Uma alternativa de financiamento das empresas da UE devia ser o mercado de capitais, mas estes permanecem fragmentados, com regulação e fiscalidade díspares, não existindo uma União dos Mercados de Capitais.

Adicionalmente, os fluxos de poupança para os mercados de capitais na UE, sobretudo através dos planos de pensões, são exíguos. Em 2022, o nível de ativos sob gestão por parte dos fundos de pensões na UE era de apenas 32% do PIB, enquanto nos EUA os ativos sob gestão ascendiam a 142% do PIB e no Reino Unido a 100%. Tal justifica-se pelo facto das pensões serem geridas pelos sistemas de segurança social dos Estados-Membros, não existindo verdadeiramente pilares alternativos.

Para desbloquear o capital privado, Mario Draghi refere que a UE deve construir uma União dos Mercados de Capitais, complementada por um forte sistema de fundos de pensões.

O relatório de Mario Draghi também sugere que a Autoridade Europeia dos Valores Mobiliários e dos Mercados (ESMA) deve passar de um órgão que coordena os reguladores nacionais para o regulador comum único, semelhante à Securities and Exchange Commission dos EUA. Um passo essencial para transformar a ESMA numa agência deste tipo é modificar a sua governança e os processos de tomada de decisão serem semelhantes aos do Conselho do Banco Central Europeu, afastando-os o máximo possível dos interesses nacionais dos Estados-Membros da UE. Harmonizar os quadros de insolvência também será crucial para remover a fragmentação criada por diferentes hierarquias de credores, enquanto a UE deve continuar a eliminar os obstáculos fiscais ao investimento transfronteiriço no seu seio. Estas medidas, por sua vez, facilitariam a centralização da compensação e liquidação de valores mobiliários. O relatório sugere ainda que a UE deve aspirar a criar uma plataforma única de contraparte central e um único depositário central de valores mobiliários, para todas as negociações de valores mobiliários.

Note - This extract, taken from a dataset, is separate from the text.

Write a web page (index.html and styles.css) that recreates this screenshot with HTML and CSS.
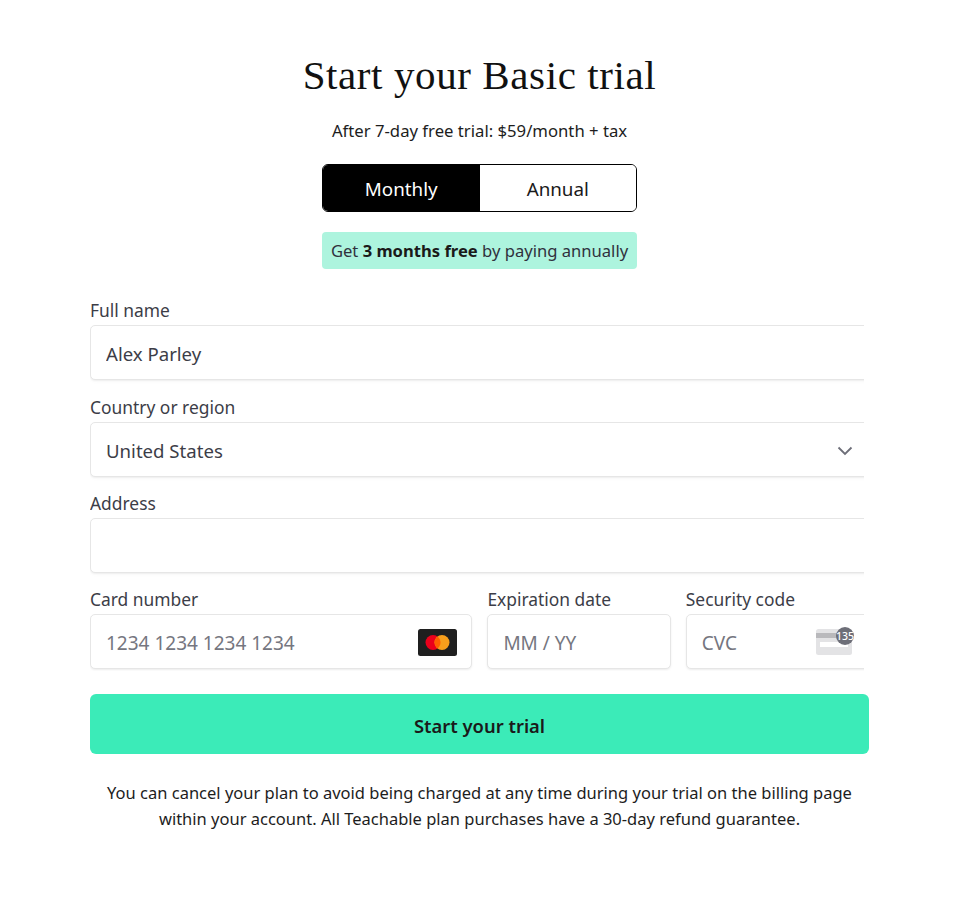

Não menos importante, segundo o relatório, a UE também deve canalizar melhor as poupanças das famílias para investimentos produtivos. A maneira mais fácil e eficiente de fazer isso é através de produtos de poupança de longo prazo, nomeadamente e sobretudo as pensões. Para aumentar o fluxo de fundos para os mercados de capitais, a UE deve incentivar a oferta de planos de pensões, assentes no desenvolvimento do segundo pilar da segurança social, replicando os exemplos bem-sucedidos dos EUA e do Reino Unido.

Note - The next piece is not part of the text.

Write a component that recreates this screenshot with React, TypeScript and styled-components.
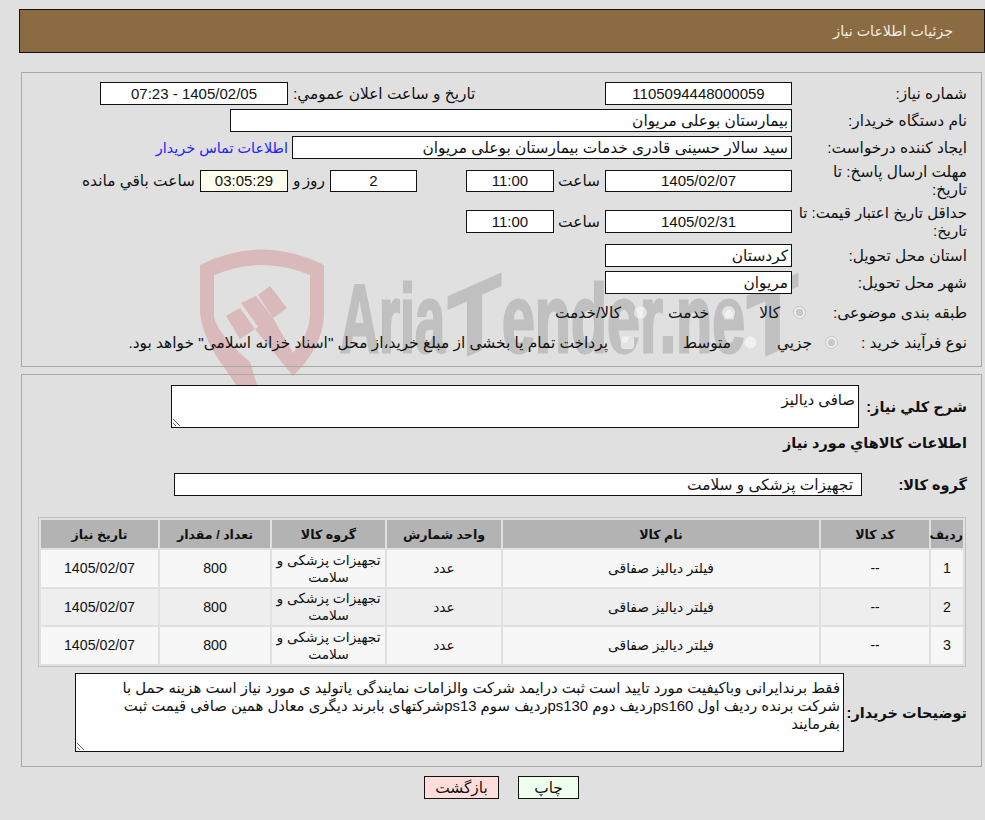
import styled, { createGlobalStyle } from 'styled-components'

const GlobalStyle = createGlobalStyle`
  html, body {
    margin: 0;
    padding: 0;
    background: #e0e0e0;
  }

  body {
    font-family: 'Liberation Sans', 'DejaVu Sans', sans-serif;
    font-size: 15.4px;
    color: #111;
  }
`

const Page = styled.div`
  position: relative;
  width: 985px;
  height: 820px;
  padding: 9px 0 0 19px;
  box-sizing: border-box;
  overflow: hidden;
`

const Watermark = styled.svg`
  position: absolute;
  left: 0;
  top: 0;
  width: 985px;
  height: 400px;
`

const WatermarkText = styled.text`
  fill: #c0c0c0;
  stroke: #c0c0c0;
  stroke-width: 3px;
  font-family: 'Liberation Sans Narrow', 'Liberation Sans', sans-serif;
  font-weight: 700;
  font-size: 96px;
`

const Content = styled.div`
  position: relative;
  direction: rtl;
`

const Header = styled.header`
  height: 44px;
  box-sizing: border-box;
  border: 1px solid #111;
  background: #8b6b42;
  color: #f4efe6;
  padding-right: 31px;
  font-size: 14.2px;
  line-height: 42px;
  margin-bottom: 19px;
`

const Panel = styled.section<{ $height: number; $top: number }>`
  width: 961px;
  height: ${({ $height }) => $height}px;
  margin: 0 3px 7px 0;
  box-sizing: border-box;
  border: 1px solid #a8a8a8;
  padding: ${({ $top }) => $top}px 14px 0 0;
`

const Stack = styled.div`
  display: flex;
  flex-direction: column;
  gap: 4px;
`

const Row = styled.div<{ $height?: number }>`
  display: flex;
  align-items: center;
  height: ${({ $height }) => $height ?? 23}px;
`

const Label = styled.div<{ $width?: number }>`
  width: ${({ $width }) => $width ?? 175}px;
  flex: none;
  line-height: 18px;
  white-space: nowrap;
`

const SmallLabel = styled(Label)`
  font-size: 15px;
`

const BoldLabel = styled(Label)`
  font-size: 14.5px;
  font-weight: 700;
`

const Field = styled.div<{ $width: number; $height?: number; $alignRight?: boolean; $warm?: boolean; $digits?: boolean }>`
  width: ${({ $width }) => $width}px;
  height: ${({ $height }) => $height ?? 23}px;
  flex: none;
  box-sizing: border-box;
  border: 1px solid #111;
  background: ${({ $warm }) => ($warm ? '#ffffee' : '#fff')};
  padding: 0 3px;
  font-size: ${({ $digits }) => ($digits ? '15px' : 'inherit')};
  line-height: ${({ $height }) => ($height ?? 23) - 2}px;
  text-align: ${({ $alignRight }) => ($alignRight ? 'right' : 'center')};
`

const GroupField = styled(Field)`
  padding-right: 8px;
`

const Caption = styled.div<{ $width: number; $end?: boolean }>`
  width: ${({ $width }) => $width}px;
  flex: none;
  box-sizing: border-box;
  padding: 0 5px;
  white-space: nowrap;
  text-align: ${({ $end }) => ($end ? 'left' : 'center')};
`

const DayCaption = styled(Caption)`
  word-spacing: -2px;
`

const ContactLink = styled.a`
  margin-right: 4px;
  color: #2323ff;
  font-size: 14.4px;
  white-space: nowrap;
`

const ChoiceRow = styled(Row)<{ $first?: boolean }>`
  height: 30px;
  margin-top: ${({ $first }) => ($first ? 4 : 0)}px;
`

const Option = styled.label<{ $width?: number }>`
  display: flex;
  align-items: center;
  gap: 13px;
  flex: none;
  width: ${({ $width }) => ($width ? `${$width}px` : 'auto')};
  white-space: nowrap;
`

const Radio = styled.span<{ $checked?: boolean; $square?: boolean }>`
  width: 13px;
  height: 13px;
  flex: none;
  box-sizing: border-box;
  margin-bottom: 2px;
  border: 1px solid ${({ $checked }) => ($checked ? '#c4c4c4' : '#e8e8e8')};
  border-radius: ${({ $square }) => ($square ? '3px' : '50%')};
  background: ${({ $checked }) =>
    $checked ? 'radial-gradient(circle, #c8c8c8 0 3.5px, #eeeeee 4px)' : 'rgba(255, 255, 255, 0.55)'};
`

const Note = styled.textarea<{ $width: number; $height: number }>`
  width: ${({ $width }) => $width}px;
  height: ${({ $height }) => $height}px;
  flex: none;
  box-sizing: border-box;
  border: 1px solid #111;
  border-radius: 0;
  outline: none;
  background: #fff;
  color: #111;
  padding: 5px 3px 0;
  margin: 0;
  font: inherit;
  font-size: 14.9px;
  line-height: 18px;
  direction: rtl;
`

const HeadingRow = styled(Row)`
  height: 30px;
`

const GroupRow = styled(Row)`
  margin: 15px 0 21px;
`

const NotesRow = styled(Row)`
  height: 79px;
  margin-top: 6px;
`

const GoodsTable = styled.table`
  width: 928px;
  margin-right: 1px;
  table-layout: fixed;
  border: 1px solid #c2c2c2;
  border-collapse: separate;
  border-spacing: 2px;
  text-align: center;
`

const HeadCell = styled.th`
  height: 28px;
  padding: 0;
  background: #b3b3b3;
  font-size: 12.6px;
  font-weight: 700;
`

const BodyRow = styled.tr`
  background: #f7f7f7;

  &:nth-child(even) {
    background: #eeeeee;
  }

  &:nth-child(even) td {
    height: 36px;
  }
`

const BodyCell = styled.td<{ $digits?: boolean }>`
  height: 37px;
  padding: 0 1px;
  font-size: ${({ $digits }) => ($digits ? '14.2px' : '13.8px')};
  line-height: 17px;
`

const Actions = styled.div`
  display: flex;
  justify-content: center;
  gap: 19px;
  width: 961px;
  margin: 9px 3px 0 0;
`

const ActionButton = styled.button<{ $width: number; $tone: string }>`
  width: ${({ $width }) => $width}px;
  height: 23px;
  padding: 0;
  border: 1px solid #111;
  background: ${({ $tone }) => $tone};
  color: #111;
  font: inherit;
`

const columns = [32, 108, 316, 114, 113, 110, 117]
const titles = ['رديف', 'كد كالا', 'نام كالا', 'واحد شمارش', 'گروه كالا', 'تعداد / مقدار', 'تاريخ نياز']
const rows = ['1', '2', '3']

const notes =
  'فقط برندایرانی وباکیفیت مورد تایید است ثبت درایمد شرکت والزامات نمایندگی یاتولید ی مورد نیاز است هزینه حمل با شرکت برنده ردیف اول ps160ردیف دوم ps130ردیف سوم ps13شرکتهای بابرند دیگری معادل همین صافی قیمت ثبت بفرمایند'

// the two T's of the logo lean upwards to the right
const logoParts = [
  { text: 'Aria', x: 340, width: 105 },
  { text: 'T', x: 448, width: 53, lean: true },
  { text: 'ender.ne', x: 502, width: 243 },
  { text: 'T', x: 747, width: 51, lean: true },
]

export default function App() {
  return (
    <Page>
      <GlobalStyle />
      <Watermark viewBox="0 0 985 400">
        <path
          fill="#d9b9b9"
          d="M200 265 Q262 234 324 265 L324 316 Q322 348 293 376 L255 329 L273 318 L293 353 Q309 335 310 316 L310 275 Q262 255 214 275 L214 317 Q218 335 250 362 L257 385 L236 385 L226 370 Q203 340 200 313 Z"
        />
        <path fill="#d9b9b9" d="M226 316 L240 308 L255 329 L240 339 Z" />
        <path fill="#d9b9b9" d="M241 303 L256 296 L273 318 L259 328 Z" />
        <path fill="#d9b9b9" d="M258 295 L270 286 L287 308 L273 318 Z" />
        {logoParts.map(({ text, x, width, lean }) => {
          const middle = x + width / 2
          return (
            <WatermarkText
              key={x}
              x={x}
              y={352}
              textLength={width}
              lengthAdjust="spacingAndGlyphs"
              transform={lean ? `translate(${middle} 352) skewY(-24) translate(${-middle} -352)` : undefined}
            >
              {text}
            </WatermarkText>
          )
        })}
      </Watermark>
      <Content>
        <Header>جزئيات اطلاعات نياز</Header>

        <Panel $height={295} $top={9}>
          <Stack>
            <Row>
              <Label>شماره نياز:</Label>
              <Field $width={187} $digits>
                1105094448000059
              </Field>
              <Caption $width={317} $end>
                تاريخ و ساعت اعلان عمومي:
              </Caption>
              <Field $width={188} $digits>
                1405/02/05 - 07:23
              </Field>
            </Row>
            <Row>
              <Label>نام دستگاه خريدار:</Label>
              <Field $width={562} $alignRight>
                بيمارستان بوعلی مريوان
              </Field>
            </Row>
            <Row>
              <Label>ايجاد كننده درخواست:</Label>
              <Field $width={500} $alignRight>
                سيد سالار حسينی قادری خدمات بيمارستان بوعلی مريوان
              </Field>
              <ContactLink>اطلاعات تماس خريدار</ContactLink>
            </Row>
            <Row $height={36}>
              <Label>
                مهلت ارسال پاسخ: تا
                <br />
                تاريخ:
              </Label>
              <Field $width={187} $height={22} $digits>
                1405/02/07
              </Field>
              <Caption $width={51}>ساعت</Caption>
              <Field $width={88} $height={22} $digits>
                11:00
              </Field>
              <Caption $width={49} />
              <Field $width={87} $height={22} $digits>
                2
              </Field>
              <DayCaption $width={42}>روز و</DayCaption>
              <Field $width={88} $height={22} $warm $digits>
                03:05:29
              </Field>
              <Caption $width={122}>ساعت باقي مانده</Caption>
            </Row>
            <Row $height={37}>
              <SmallLabel>
                حداقل تاريخ اعتبار قيمت: تا
                <br />
                تاريخ:
              </SmallLabel>
              <Field $width={187} $digits>
                1405/02/31
              </Field>
              <Caption $width={51}>ساعت</Caption>
              <Field $width={88} $digits>
                11:00
              </Field>
            </Row>
            <Row>
              <Label>استان محل تحويل:</Label>
              <Field $width={187} $alignRight>
                كردستان
              </Field>
            </Row>
            <Row>
              <Label>شهر محل تحويل:</Label>
              <Field $width={187} $alignRight>
                مريوان
              </Field>
            </Row>
          </Stack>
          <ChoiceRow $first>
            <Label $width={161}>طبقه بندی موضوعی:</Label>
            <Option $width={71}>
              <Radio $checked />
              كالا
            </Option>
            <Option $width={88}>
              <Radio />
              خدمت
            </Option>
            <Option>
              <Radio />
              كالا/خدمت
            </Option>
          </ChoiceRow>
          <ChoiceRow>
            <Label $width={129}>نوع فرآيند خريد :</Label>
            <Option $width={81}>
              <Radio $checked />
              جزيي
            </Option>
            <Option $width={123}>
              <Radio />
              متوسط
            </Option>
            <Option>
              <Radio $square />
              پرداخت تمام يا بخشی از مبلغ خريد،از محل "اسناد خزانه اسلامی" خواهد بود.
            </Option>
          </ChoiceRow>
        </Panel>

        <Panel $height={393} $top={10}>
          <Row $height={43}>
            <BoldLabel $width={108}>شرح كلي نياز:</BoldLabel>
            <Note $width={688} $height={43} readOnly defaultValue="صافی دياليز" />
          </Row>
          <HeadingRow>
            <BoldLabel $width={400}>اطلاعات كالاهاي مورد نياز</BoldLabel>
          </HeadingRow>
          <GroupRow>
            <BoldLabel $width={105}>گروه كالا:</BoldLabel>
            <GroupField $width={688} $alignRight>
              تجهيزات پزشكی و سلامت
            </GroupField>
          </GroupRow>
          <GoodsTable>
            <colgroup>
              {columns.map((width, index) => (
                <col key={index} width={width} />
              ))}
            </colgroup>
            <thead>
              <tr>
                {titles.map((title) => (
                  <HeadCell key={title}>{title}</HeadCell>
                ))}
              </tr>
            </thead>
            <tbody>
              {rows.map((row) => (
                <BodyRow key={row}>
                  <BodyCell $digits>{row}</BodyCell>
                  <BodyCell>--</BodyCell>
                  <BodyCell>فيلتر دياليز صفاقی</BodyCell>
                  <BodyCell>عدد</BodyCell>
                  <BodyCell>تجهيزات پزشكی و سلامت</BodyCell>
                  <BodyCell $digits>800</BodyCell>
                  <BodyCell $digits>1405/02/07</BodyCell>
                </BodyRow>
              ))}
            </tbody>
          </GoodsTable>
          <NotesRow>
            <BoldLabel $width={123}>توضيحات خريدار:</BoldLabel>
            <Note $width={769} $height={79} readOnly defaultValue={notes} />
          </NotesRow>
        </Panel>

        <Actions>
          <ActionButton $width={61} $tone="#eeffee">
            چاپ
          </ActionButton>
          <ActionButton $width={75} $tone="#ffdddd">
            بازگشت
          </ActionButton>
        </Actions>
      </Content>
    </Page>
  )
}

O relatório convida ainda a medidas conducentes à revitalização da titularização e a completar a União Bancária.

Se é certo que o setor segurador terá um papel crucial no fortalecimento da indústria dos fundos de pensões, pessoalmente entendo que o setor segurador deveria ter ainda um papel adicional, semelhante ao que se pretendeu com a reforma de Solvência II no Reino Unido. De facto, um dos poucos benefícios que o Brexit trouxe ao Reino Unido foi a reformulação do quadro regulatório de Solvência II, desde logo uma redução significativa da burocracia. As reformas afetaram ainda o cálculo dos requisitos de capital de solvência (SCR), que convidam agora ao desenvolvimento de modelos internos, aprovados pelo regulador, em detrimento da fórmula-padrão. No Reino Unido, prevê-se um impacto muito positivo na economia, decorrente da reforma de Solvência II, sobretudo em resultado de um realinhamento das estratégias de investimento e do binómio revisto risco/rentabilidade das seguradoras britânicas. Porventura a UE deveria avaliar a possibilidade de replicar a reforma britânica, pois as seguradoras podem claramente ser aliadas do investimento público reprodutivo e de elevado valor acrescentado. Isto é particularmente relevante quando a UE está a considerar expandir-se para a Ucrânia, sorvedora dos fundos estruturais comunitários, face às necessidades massivas de reconstrução.

Igual que no Reino Unido, a manutenção de boas práticas de gestão de riscos, sustentadas em modelos de perda máxima provável com nível de confiança de 99,5%, é fundamental para evitar quaisquer riscos sistémicos para o sistema financeiro da UE.

As seguradoras podem proporcionar dimensão e diversificação aos mercados de capitais, apoiando o crescimento económico e o bem-estar social. Uma outra vantagem é que as seguradoras, juntamente com as instituições de crédito, são atores privilegiados na efetivação do green finance e, inerentemente, da implementação dos objetivos ESG (Ambiente, Social, Governo) da UE.

Com uma abordagem coordenada e reformas estratégicas, a UE pode transformar os desafios em oportunidades, garantindo um futuro de crescimento sustentável, inovação e prosperidade para todos os seus cidadãos. O setor segurador desempenhará um papel fundamental neste processo de transformação!